Required work: Reproduce every line of the material below, but drop the pictures.

● ● ● ●

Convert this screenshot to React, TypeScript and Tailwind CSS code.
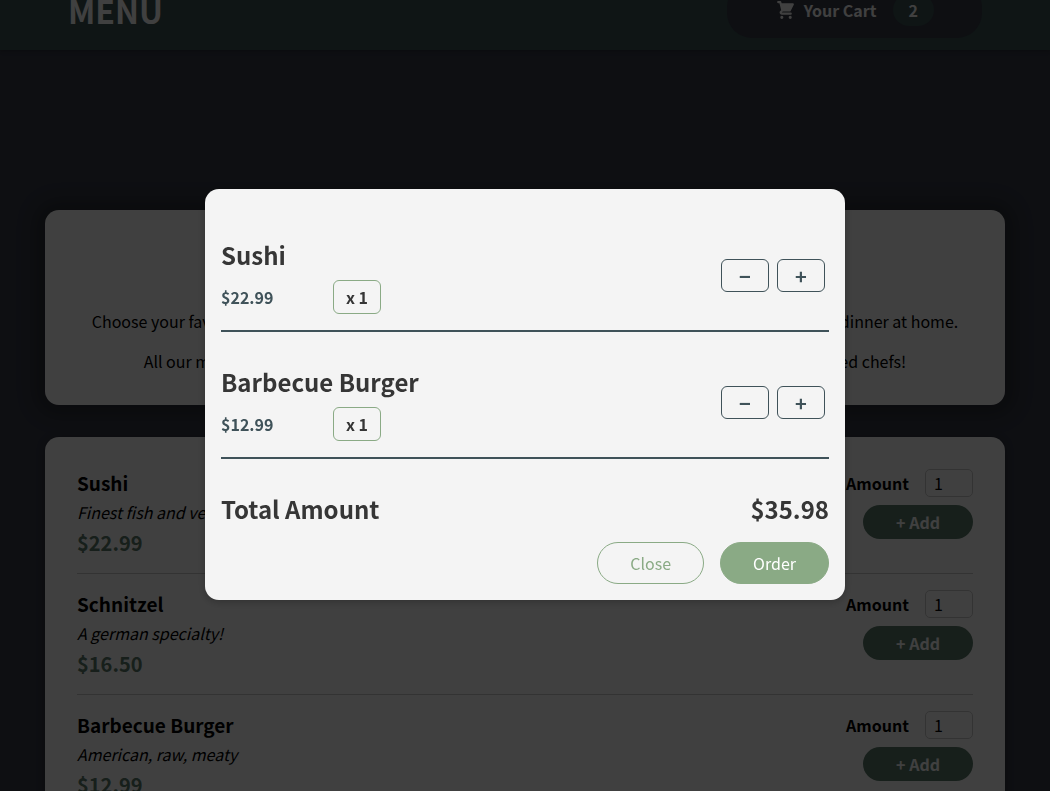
import { useId } from "react";

type Meal = { name: string; description: string; price: string };
type CartLine = { name: string; price: string; amount: number };

const meals: Meal[] = [
  { name: "Sushi", description: "Finest fish and veggies", price: "$22.99" },
  { name: "Schnitzel", description: "A german specialty!", price: "$16.50" },
  { name: "Barbecue Burger", description: "American, raw, meaty", price: "$12.99" },
  { name: "Green Bowl", description: "Healthy...and green...", price: "$18.99" },
];

const cart: CartLine[] = [
  { name: "Sushi", price: "$22.99", amount: 1 },
  { name: "Barbecue Burger", price: "$12.99", amount: 1 },
];

function CartIcon() {
  return (
    <svg viewBox="0 0 20 20" fill="currentColor" className="h-[21px] w-[21px]" aria-hidden="true">
      <path d="M3 1a1 1 0 000 2h1.22l.305 1.222a.997.997 0 00.01.042l1.358 5.43-.893.892C3.74 11.846 4.632 14 6.414 14H15a1 1 0 000-2H6.414l1-1H14a1 1 0 00.894-.553l3-6A1 1 0 0017 3H6.28l-.31-1.243A1 1 0 005 1H3zM16 16.5a1.5 1.5 0 11-3 0 1.5 1.5 0 013 0zM6.5 18a1.5 1.5 0 100-3 1.5 1.5 0 000 3z" />
    </svg>
  );
}

function Header() {
  return (
    <header className="-mt-[30px] flex h-20 items-center justify-between bg-[#3c5454] px-[68px] text-white shadow-[0_1px_4px_rgba(0,0,0,0.25)]">
      <h1 className="text-[32px] leading-[46px] font-bold">MENU</h1>
      <button
        type="button"
        className="flex items-center rounded-[25px] bg-[#383c48] px-12 py-3 text-base font-bold"
      >
        <span className="mr-2">
          <CartIcon />
        </span>
        <span>Your Cart</span>
        <span className="ml-4 rounded-[25px] bg-[#3c5454] px-4 py-1 leading-6">2</span>
      </button>
    </header>
  );
}

function Summary() {
  return (
    <section className="mx-auto mt-40 flex w-[91.5%] max-w-[960px] flex-col gap-4 rounded-[14px] bg-white px-4 pt-9 pb-8 text-center leading-6 text-black shadow-[0_1px_18px_10px_rgba(0,0,0,0.25)]">
      <h2 className="text-2xl leading-[47px] font-bold">Delicious Food, Delivered To You</h2>
      <p>
        Choose your favorite meal from our broad selection of available meals and enjoy a delicious
        lunch or dinner at home.
      </p>
      <p>
        All our meals are cooked with high-quality ingredients, just-in-time and of course by
        experienced chefs!
      </p>
    </section>
  );
}

function MealRow({ meal }: { meal: Meal }) {
  const id = useId();
  return (
    <li className="flex justify-between border-b border-[#ccc] pb-4">
      <div>
        <h3 className="text-[19px] leading-7 font-bold">{meal.name}</h3>
        <p className="pt-[3px] pb-[5px] leading-6 italic">{meal.description}</p>
        <p className="text-xl leading-7 font-bold text-[#5c7c6c]">{meal.price}</p>
      </div>
      <form className="flex flex-col items-end gap-2">
        <div className="flex items-center gap-4">
          <label htmlFor={id} className="font-bold">
            Amount
          </label>
          <input
            id={id}
            type="number"
            min={1}
            defaultValue={1}
            className="h-7 w-12 rounded-[5px] border border-[#ccc] pl-2"
          />
        </div>
        <button
          type="button"
          className="rounded-[20px] bg-[#5c7c6c] px-[33px] py-1 leading-[26px] font-bold text-white"
        >
          + Add
        </button>
      </form>
    </li>
  );
}

function CartRow({ line }: { line: CartLine }) {
  return (
    <li className="flex items-center justify-between border-b-2 border-[#3f5259] py-4">
      <div>
        <h2 className="text-2xl leading-9 font-bold text-[#363636]">{line.name}</h2>
        <div className="mt-[7px] flex w-40 items-center justify-between font-bold">
          <span className="text-[#3f5259]">{line.price}</span>
          <span className="rounded-md border border-[#8aaa85] px-3 py-1 leading-6 text-[#363636]">
            x {line.amount}
          </span>
        </div>
      </div>
      <div className="mr-1 flex gap-2 text-xl font-bold text-[#3f5259]">
        <button
          type="button"
          aria-label={`Remove one ${line.name}`}
          className="h-[33px] w-12 rounded-md border border-[#3f5259] leading-7"
        >
          −
        </button>
        <button
          type="button"
          aria-label={`Add one ${line.name}`}
          className="h-[33px] w-12 rounded-md border border-[#3f5259] leading-7"
        >
          +
        </button>
      </div>
    </li>
  );
}

function CartDialog() {
  return (
    <div className="fixed inset-0 flex items-start justify-center bg-black/75 pt-[189px]">
      <div
        role="dialog"
        aria-modal="true"
        aria-label="Your cart"
        className="w-[640px] max-w-[90%] rounded-[14px] bg-[#f4f4f4] p-4 shadow-[0_2px_8px_rgba(0,0,0,0.25)]"
      >
        <ul className="flex flex-col gap-4 pt-4">
          {cart.map((line) => (
            <CartRow key={line.name} line={line} />
          ))}
        </ul>
        <div className="mt-4 mb-[15px] flex items-center justify-between pt-4 text-2xl leading-9 font-bold text-[#363636]">
          <span>Total Amount</span>
          <span>$35.98</span>
        </div>
        <div className="flex justify-end gap-4">
          <button
            type="button"
            className="rounded-[25px] border border-[#8aaa85] px-8 py-2 leading-6 text-[#8aaa85]"
          >
            Close
          </button>
          <button
            type="button"
            className="rounded-[25px] border border-[#8aaa85] bg-[#8aaa85] px-8 py-2 leading-6 text-white"
          >
            Order
          </button>
        </div>
      </div>
    </div>
  );
}

export default function App() {
  return (
    <div className="h-screen overflow-hidden bg-[#383c48] font-['Noto_Sans_CJK_JP',sans-serif] text-base text-black">
      <Header />
      <main>
        <Summary />
        <section className="mx-auto mt-8 w-[91.5%] max-w-[960px] rounded-[14px] bg-white p-8 shadow-[0_1px_8px_rgba(0,0,0,0.25)]">
          <ul className="flex flex-col gap-4">
            {meals.map((meal) => (
              <MealRow key={meal.name} meal={meal} />
            ))}
          </ul>
        </section>
      </main>
      <CartDialog />
    </div>
  );
}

● ● ● ●

Answer to this exercise:
Convert this screenshot to React, TypeScript and Tailwind CSS code.
import { useId } from "react";

type Meal = { name: string; description: string; price: string };
type CartLine = { name: string; price: string; amount: number };

const meals: Meal[] = [
  { name: "Sushi", description: "Finest fish and veggies", price: "$22.99" },
  { name: "Schnitzel", description: "A german specialty!", price: "$16.50" },
  { name: "Barbecue Burger", description: "American, raw, meaty", price: "$12.99" },
  { name: "Green Bowl", description: "Healthy...and green...", price: "$18.99" },
];

const cart: CartLine[] = [
  { name: "Sushi", price: "$22.99", amount: 1 },
  { name: "Barbecue Burger", price: "$12.99", amount: 1 },
];

function CartIcon() {
  return (
    <svg viewBox="0 0 20 20" fill="currentColor" className="h-[21px] w-[21px]" aria-hidden="true">
      <path d="M3 1a1 1 0 000 2h1.22l.305 1.222a.997.997 0 00.01.042l1.358 5.43-.893.892C3.74 11.846 4.632 14 6.414 14H15a1 1 0 000-2H6.414l1-1H14a1 1 0 00.894-.553l3-6A1 1 0 0017 3H6.28l-.31-1.243A1 1 0 005 1H3zM16 16.5a1.5 1.5 0 11-3 0 1.5 1.5 0 013 0zM6.5 18a1.5 1.5 0 100-3 1.5 1.5 0 000 3z" />
    </svg>
  );
}

function Header() {
  return (
    <header className="-mt-[30px] flex h-20 items-center justify-between bg-[#3c5454] px-[68px] text-white shadow-[0_1px_4px_rgba(0,0,0,0.25)]">
      <h1 className="text-[32px] leading-[46px] font-bold">MENU</h1>
      <button
        type="button"
        className="flex items-center rounded-[25px] bg-[#383c48] px-12 py-3 text-base font-bold"
      >
        <span className="mr-2">
          <CartIcon />
        </span>
        <span>Your Cart</span>
        <span className="ml-4 rounded-[25px] bg-[#3c5454] px-4 py-1 leading-6">2</span>
      </button>
    </header>
  );
}

function Summary() {
  return (
    <section className="mx-auto mt-40 flex w-[91.5%] max-w-[960px] flex-col gap-4 rounded-[14px] bg-white px-4 pt-9 pb-8 text-center leading-6 text-black shadow-[0_1px_18px_10px_rgba(0,0,0,0.25)]">
      <h2 className="text-2xl leading-[47px] font-bold">Delicious Food, Delivered To You</h2>
      <p>
        Choose your favorite meal from our broad selection of available meals and enjoy a delicious
        lunch or dinner at home.
      </p>
      <p>
        All our meals are cooked with high-quality ingredients, just-in-time and of course by
        experienced chefs!
      </p>
    </section>
  );
}

function MealRow({ meal }: { meal: Meal }) {
  const id = useId();
  return (
    <li className="flex justify-between border-b border-[#ccc] pb-4">
      <div>
        <h3 className="text-[19px] leading-7 font-bold">{meal.name}</h3>
        <p className="pt-[3px] pb-[5px] leading-6 italic">{meal.description}</p>
        <p className="text-xl leading-7 font-bold text-[#5c7c6c]">{meal.price}</p>
      </div>
      <form className="flex flex-col items-end gap-2">
        <div className="flex items-center gap-4">
          <label htmlFor={id} className="font-bold">
            Amount
          </label>
          <input
            id={id}
            type="number"
            min={1}
            defaultValue={1}
            className="h-7 w-12 rounded-[5px] border border-[#ccc] pl-2"
          />
        </div>
        <button
          type="button"
          className="rounded-[20px] bg-[#5c7c6c] px-[33px] py-1 leading-[26px] font-bold text-white"
        >
          + Add
        </button>
      </form>
    </li>
  );
}

function CartRow({ line }: { line: CartLine }) {
  return (
    <li className="flex items-center justify-between border-b-2 border-[#3f5259] py-4">
      <div>
        <h2 className="text-2xl leading-9 font-bold text-[#363636]">{line.name}</h2>
        <div className="mt-[7px] flex w-40 items-center justify-between font-bold">
          <span className="text-[#3f5259]">{line.price}</span>
          <span className="rounded-md border border-[#8aaa85] px-3 py-1 leading-6 text-[#363636]">
            x {line.amount}
          </span>
        </div>
      </div>
      <div className="mr-1 flex gap-2 text-xl font-bold text-[#3f5259]">
        <button
          type="button"
          aria-label={`Remove one ${line.name}`}
          className="h-[33px] w-12 rounded-md border border-[#3f5259] leading-7"
        >
          −
        </button>
        <button
          type="button"
          aria-label={`Add one ${line.name}`}
          className="h-[33px] w-12 rounded-md border border-[#3f5259] leading-7"
        >
          +
        </button>
      </div>
    </li>
  );
}

function CartDialog() {
  return (
    <div className="fixed inset-0 flex items-start justify-center bg-black/75 pt-[189px]">
      <div
        role="dialog"
        aria-modal="true"
        aria-label="Your cart"
        className="w-[640px] max-w-[90%] rounded-[14px] bg-[#f4f4f4] p-4 shadow-[0_2px_8px_rgba(0,0,0,0.25)]"
      >
        <ul className="flex flex-col gap-4 pt-4">
          {cart.map((line) => (
            <CartRow key={line.name} line={line} />
          ))}
        </ul>
        <div className="mt-4 mb-[15px] flex items-center justify-between pt-4 text-2xl leading-9 font-bold text-[#363636]">
          <span>Total Amount</span>
          <span>$35.98</span>
        </div>
        <div className="flex justify-end gap-4">
          <button
            type="button"
            className="rounded-[25px] border border-[#8aaa85] px-8 py-2 leading-6 text-[#8aaa85]"
          >
            Close
          </button>
          <button
            type="button"
            className="rounded-[25px] border border-[#8aaa85] bg-[#8aaa85] px-8 py-2 leading-6 text-white"
          >
            Order
          </button>
        </div>
      </div>
    </div>
  );
}

export default function App() {
  return (
    <div className="h-screen overflow-hidden bg-[#383c48] font-['Noto_Sans_CJK_JP',sans-serif] text-base text-black">
      <Header />
      <main>
        <Summary />
        <section className="mx-auto mt-8 w-[91.5%] max-w-[960px] rounded-[14px] bg-white p-8 shadow-[0_1px_8px_rgba(0,0,0,0.25)]">
          <ul className="flex flex-col gap-4">
            {meals.map((meal) => (
              <MealRow key={meal.name} meal={meal} />
            ))}
          </ul>
        </section>
      </main>
      <CartDialog />
    </div>
  );
}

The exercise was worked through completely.